A common approach to treating multiphase chemistry in large-scale atmospheric models is to split individual process across a collection of ‘modules’ that treat, for example, gas-phase chemistry, the partitioning of inorganic species and acid–base chemistry, the partitioning of organic species to the condensed phase, aqueous chemistry in cloud droplets, etc. Progress towards the goal of investigating the multiphase NH3–organics system using results from a recently completed field campaign and a mechanism developed in collaboration with researchers performing laboratory experiments on this system required a rethinking of this approach to treating multiphase chemical systems in atmospheric models. This effort led to the development of the Chemistry Across Multiple Phases (CAMP) framework, which answers several key questions in atmospheric modelling, including:

• How do you describe multiphase atmospheric chemical systems in code in a way that is independent of how a host model treats aerosol systems (e.g., size bins, modes, single particles, etc.)?
• How do you allow a multiphase chemical system to be solved as a single system, thus avoiding artifacts related to operator splitting?
• How do you facilitate the rapid transfer of multiphase chemical knowledge from laboratory results to atmospheric models?

CAMP makes significant progress towards answering these questions in an innovative way.

Work performed

Preliminary results from a field campaign in northeastern Spain conducted by collaborators at IDAEA-CSIC suggest a potential correlation between gas-phase ammonia and aerosol absorption, which may indicate an important role for the interaction of aerosol-phase ammonium and organics forming brown carbon in this region. Work performed as part of the ACRoNNIM project in collaboration with researchers at the University of California, Irvine, USA has yielded a preliminary scheme for the NH3–organics system that involves the surface reaction of gas-phase ammonia with aerosol-phase organics. The final implementation of this scheme in the MONARCH chemical weather prediction system and comparison with field measurement results is scheduled as part of two follow-up projects.

An important result of the ACRoNNIM project is the development of the CAMP framework. Using modern approaches to software design, CAMP treats comprehensive multiphase chemical systems as a single system and is readily configured at runtime without the significant development efforts typically required to incorporate new multiphase processes into models. It is applicable to a wide variety of models, and has been developed as part of the publicly available PartMC science library (https://github.com/compdyn/partmc) licensed under the GNU General Public License version 2.0. Two papers describing the CAMP framework and its initial deployment in the MONARCH model are in preparation.

Final results

An innovative approach and design allow CAMP to be incorporated into a wide variety of atmospheric models, from box models to global models, to treat multiphase chemical systems without modification of the source code.
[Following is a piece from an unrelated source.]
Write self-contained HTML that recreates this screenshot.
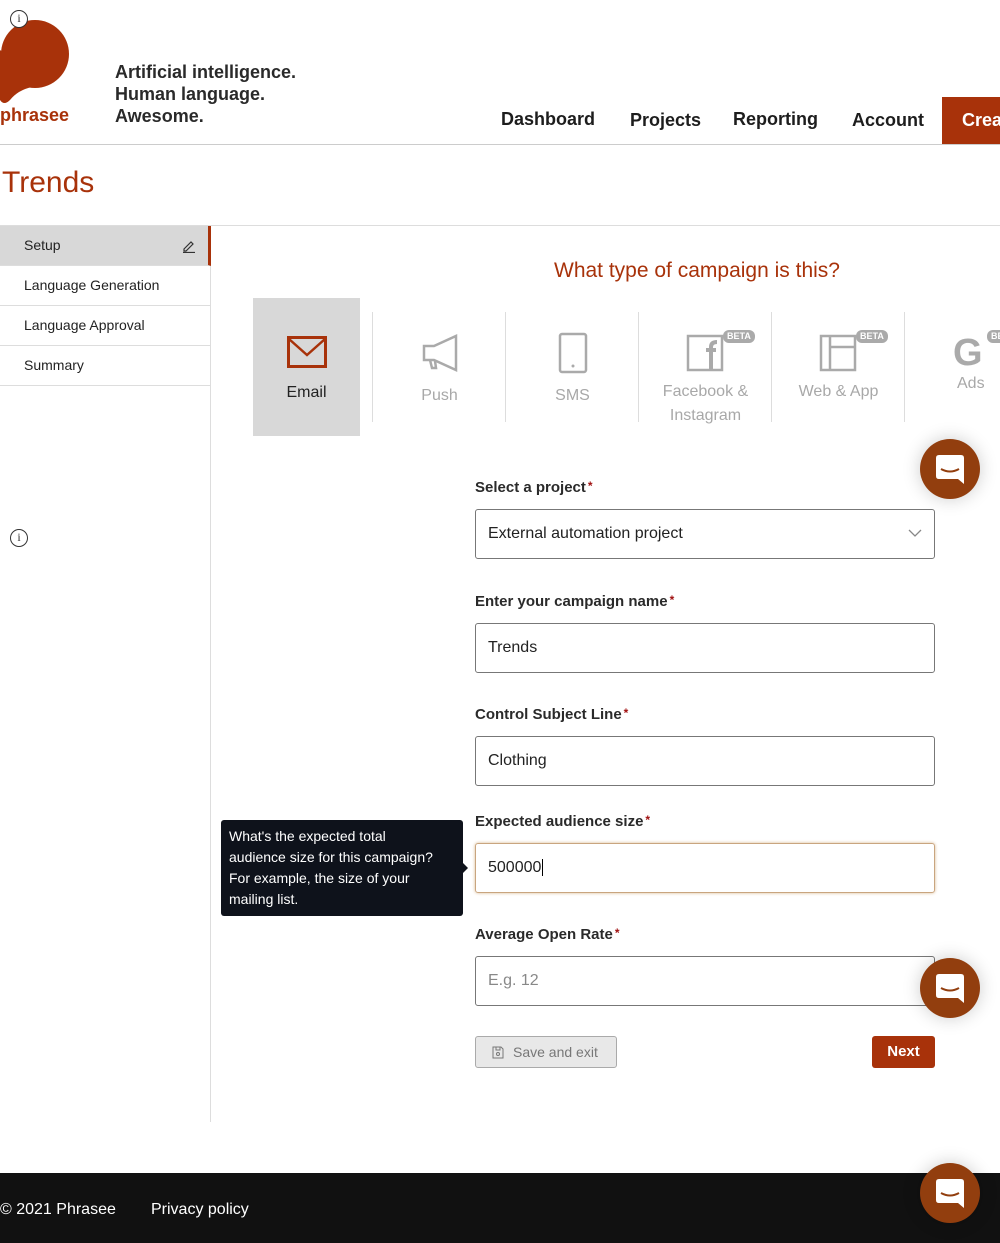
<!DOCTYPE html>
<html><head><meta charset="utf-8"><style>
*{box-sizing:border-box;margin:0;padding:0}
body{width:1000px;height:1243px;position:relative;overflow:hidden;background:#fff;font-family:"Liberation Sans",sans-serif;color:#222}
.a{position:absolute;white-space:nowrap}
.nav{font-size:18px;font-weight:bold;color:#1d1d1d;top:109px}
.side{position:absolute;left:0;width:210px;height:40px;border-bottom:1px solid #ddd;font-size:14px;padding:11px 0 0 24px;color:#222}
.lbl{font-size:15px;font-weight:bold;color:#2a2a2a;left:475px}
.lbl span{color:#a01010;font-size:12px;vertical-align:top;margin-left:2px}
.inp{position:absolute;left:475px;width:460px;height:50px;border:1px solid #777;border-radius:3px;font-size:16px;padding:15px 0 0 12px;color:#222}
.tab{position:absolute;top:312px;height:110px;border-left:1px solid #ddd;text-align:center;font-size:16px;color:#a8a8a8}
.beta{position:absolute;background:#aaa;color:#fff;font-size:9px;font-weight:bold;border-radius:6px;padding:1px 4px;line-height:11px}
.chat{position:absolute;left:920px;width:60px;height:60px;border-radius:50%;background:#923e0e;box-shadow:0 0 18px rgba(0,0,0,.2)}
.info{position:absolute;width:18px;height:18px;border:1.5px solid #333;border-radius:50%;font-size:12px;text-align:center;line-height:15px;font-family:"Liberation Serif",serif;color:#333}
</style></head><body>
<svg class="a" style="left:0;top:14px" width="72" height="92" viewBox="0 0 72 92"><circle cx="35" cy="40" r="34" fill="#a8320a"/><path d="M0 36L0 86Q4 92 10 86Q18 76 32 73L10 44Z" fill="#a8320a"/></svg>
<div class="info" style="left:10px;top:10px;background:#fff">i</div>
<div class="a" style="left:0;top:105px;font-size:18px;font-weight:bold;color:#a8320a">phrasee</div>
<div class="a" style="left:115px;top:61px;font-size:18px;font-weight:bold;line-height:22px;color:#2a2a2a">Artificial intelligence.<br>Human language.<br>Awesome.</div>
<div class="a nav" style="left:501px">Dashboard</div>
<div class="a nav" style="left:630px;top:110px">Projects</div>
<div class="a nav" style="left:733px">Reporting</div>
<div class="a nav" style="left:852px;top:110px">Account</div>
<div class="a" style="left:942px;top:97px;width:58px;height:47px;background:#a8320a;color:#fff;font-size:18px;font-weight:bold;padding:13px 0 0 20px">Create</div>
<div class="a" style="left:0;top:144px;width:1000px;height:1px;background:#ccc"></div>
<div class="a" style="left:2px;top:166px;font-size:30px;color:#a8320a">Trends</div>
<div class="a" style="left:0;top:225px;width:1000px;height:1px;background:#ddd"></div>
<div class="side" style="top:226px;background:#d8d8d8;border-right:3px solid #a8320a;width:211px">Setup
<svg style="position:absolute;left:182px;top:13px" width="14" height="14" viewBox="0 0 14 14"><path d="M2 10L9 3L11 5L4 12H2Z M1 13.5H13" fill="none" stroke="#333" stroke-width="1.2"/></svg></div>
<div class="side" style="top:266px">Language Generation</div>
<div class="side" style="top:306px">Language Approval</div>
<div class="side" style="top:346px">Summary</div>
<div class="a" style="left:210px;top:266px;width:1px;height:856px;background:#ddd"></div>
<div class="info" style="left:10px;top:529px">i</div>
<div class="a" style="left:554px;top:259px;font-size:21px;color:#a8320a">What type of campaign is this?</div>
<div class="a" style="left:253px;top:298px;width:107px;height:138px;background:#d8d8d8;text-align:center;font-size:16px;color:#222;padding-top:38px">
<svg width="40" height="32" viewBox="0 0 40 32"><rect x="1.5" y="1.5" width="37" height="29" fill="none" stroke="#a8320a" stroke-width="3"/><path d="M2 3L20 19L38 3" fill="none" stroke="#a8320a" stroke-width="2.5"/></svg>
<div style="margin-top:11px">Email</div></div>
<div class="tab" style="left:372px;width:134px;padding-top:22px"><svg width="40" height="38" viewBox="0 0 40 38"><path d="M4 12H14L36 2V36L14 26H4Z M10 26L12 34H16L15 27" fill="none" stroke="#aaa" stroke-width="2.5"/></svg><div style="margin-top:10px">Push</div></div>
<div class="tab" style="left:505px;width:134px;padding-top:20px"><svg width="30" height="42" viewBox="0 0 30 42"><rect x="2" y="2" width="26" height="38" rx="2" fill="none" stroke="#aaa" stroke-width="2.5"/><circle cx="15" cy="34" r="1.5" fill="#aaa"/></svg><div style="margin-top:8px">SMS</div></div>
<div class="tab" style="left:638px;width:134px;padding-top:22px;line-height:24px"><svg width="40" height="38" viewBox="0 0 40 38"><rect x="2" y="2" width="34" height="34" fill="none" stroke="#aaa" stroke-width="2.5"/><path d="M20 16H30M25 36V13Q25 8 31 8" fill="none" stroke="#aaa" stroke-width="4"/></svg><div>Facebook &amp;<br>Instagram</div><div class="beta" style="left:84px;top:18px">BETA</div></div>
<div class="tab" style="left:771px;width:134px;padding-top:22px;line-height:24px"><svg width="40" height="38" viewBox="0 0 40 38"><rect x="2" y="2" width="34" height="34" fill="none" stroke="#aaa" stroke-width="2.5"/><path d="M11 2V36M11 13H36" fill="none" stroke="#aaa" stroke-width="2.5"/></svg><div>Web &amp; App</div><div class="beta" style="left:84px;top:18px">BETA</div></div>
<div class="tab" style="left:904px;width:134px;padding-top:22px;line-height:24px;text-align:left"><div style="font-size:38px;font-weight:bold;line-height:38px;margin-left:48px;color:#aaa">G</div><div style="margin-left:52px">Ads</div><div class="beta" style="left:82px;top:18px">BETA</div></div>
<div class="chat" style="top:439px"><svg style="position:absolute;left:16px;top:16px" width="30" height="30" viewBox="0 0 30 30"><path d="M3 0H25Q28 0 28 3V29L22 24H3Q0 24 0 21V3Q0 0 3 0Z" fill="#fff"/><path d="M5 14Q14 19 23 14" fill="none" stroke="#923e0e" stroke-width="2"/></svg></div>
<div class="a lbl" style="top:479px">Select a project<span>*</span></div>
<div class="inp" style="top:509px">External automation project<svg style="position:absolute;right:12px;top:19px" width="14" height="9" viewBox="0 0 14 9"><path d="M1 1L7 7L13 1" fill="none" stroke="#888" stroke-width="1.3"/></svg></div>
<div class="a lbl" style="top:593px">Enter your campaign name<span>*</span></div>
<div class="inp" style="top:623px">Trends</div>
<div class="a lbl" style="top:706px">Control Subject Line<span>*</span></div>
<div class="inp" style="top:736px">Clothing</div>
<div class="a lbl" style="top:813px">Expected audience size<span>*</span></div>
<div class="inp" style="top:843px;border-color:#c9a57f;box-shadow:0 0 3px #d8b890">500000<span style="border-left:1px solid #000;margin-left:1px"></span></div>
<div class="a" style="left:221px;top:820px;width:242px;height:96px;background:#0e121b;border-radius:3px;color:#fff;font-size:14px;line-height:21px;padding:6px 8px">What's the expected total<br>audience size for this campaign?<br>For example, the size of your<br>mailing list.</div>
<div class="a" style="left:463px;top:863px;border:5px solid transparent;border-left-color:#0e121b;border-right:0"></div>
<div class="a lbl" style="top:926px">Average Open Rate<span>*</span></div>
<div class="inp" style="top:956px;color:#888">E.g. 12</div>
<div class="chat" style="top:958px"><svg style="position:absolute;left:16px;top:16px" width="30" height="30" viewBox="0 0 30 30"><path d="M3 0H25Q28 0 28 3V29L22 24H3Q0 24 0 21V3Q0 0 3 0Z" fill="#fff"/><path d="M5 14Q14 19 23 14" fill="none" stroke="#923e0e" stroke-width="2"/></svg></div>
<div class="a" style="left:475px;top:1036px;width:142px;height:32px;background:#e8e8e8;border:1px solid #aaa;border-radius:3px;font-size:14px;color:#777;padding:7px 0 0 37px">Save and exit
<svg style="position:absolute;left:16px;top:9px" width="12" height="13" viewBox="0 0 12 13"><path d="M1 1H9L11 3V12H1Z M4 1V4H8V1" fill="none" stroke="#777"/><circle cx="6" cy="8" r="1.5" fill="none" stroke="#777"/></svg></div>
<div class="a" style="left:872px;top:1036px;width:63px;height:32px;background:#a8320a;border-radius:3px;color:#fff;font-size:15px;font-weight:bold;text-align:center;padding-top:7px">Next</div>
<div class="a" style="left:0;top:1173px;width:1000px;height:70px;background:#111"></div>
<div class="a" style="left:0;top:1201px;font-size:16px;color:#fff">© 2021 Phrasee</div>
<div class="a" style="left:151px;top:1201px;font-size:16px;color:#fff">Privacy policy</div>
<div class="chat" style="top:1163px"><svg style="position:absolute;left:16px;top:16px" width="30" height="30" viewBox="0 0 30 30"><path d="M3 0H25Q28 0 28 3V29L22 24H3Q0 24 0 21V3Q0 0 3 0Z" fill="#fff"/><path d="M5 14Q14 19 23 14" fill="none" stroke="#923e0e" stroke-width="2"/></svg></div>
</body></html>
It is fully runtime configurable, allowing complete chemical mechanisms to be described in a set of input files that are processed during model initialization. It is also compatible with a wide variety of aerosol representations used in atmospheric models (bins, modes, single particles, etc.). To our knowledge no such framework currently exists for atmospheric chemical systems. These goals are accomplished using modern software design patterns, including an object-oriented approach to describing chemical systems in models, the use of JSON descriptions of chemical systems and model configuration, and a full suite of unit tests. Although these are commonly used in commercial software design, they are greatly underutilized in atmospheric science applications. Thus, we consider this framework to make an important contribution to the state-of-the-art for treating multiphase chemical systems in atmospheric models.

The CAMP framework is also designed to facilitate the rapid deployment of new chemical processes to large-scale atmospheric models, and to be applicable to a wide range of users, from atmospheric climate and weather modelers to industry to researchers performing laboratory experiments. Once fully implemented, CAMP will allow experimentalists with little or no software development experience to build human-readable mechanisms describing new chemical processes that they can test in a box model running CAMP to simulate their laboratory results. Once their mechanism is complete, they can provide the same input files to modelers using large-scale atmospheric models running CAMP to rapidly assess the impact of these new mechanisms at the regional or global scale. This will dramatically reduce the current development time involved in incorporating new multiphase chemical processes in different models, thus increasing the capacity for innovation in atmospheric modeling.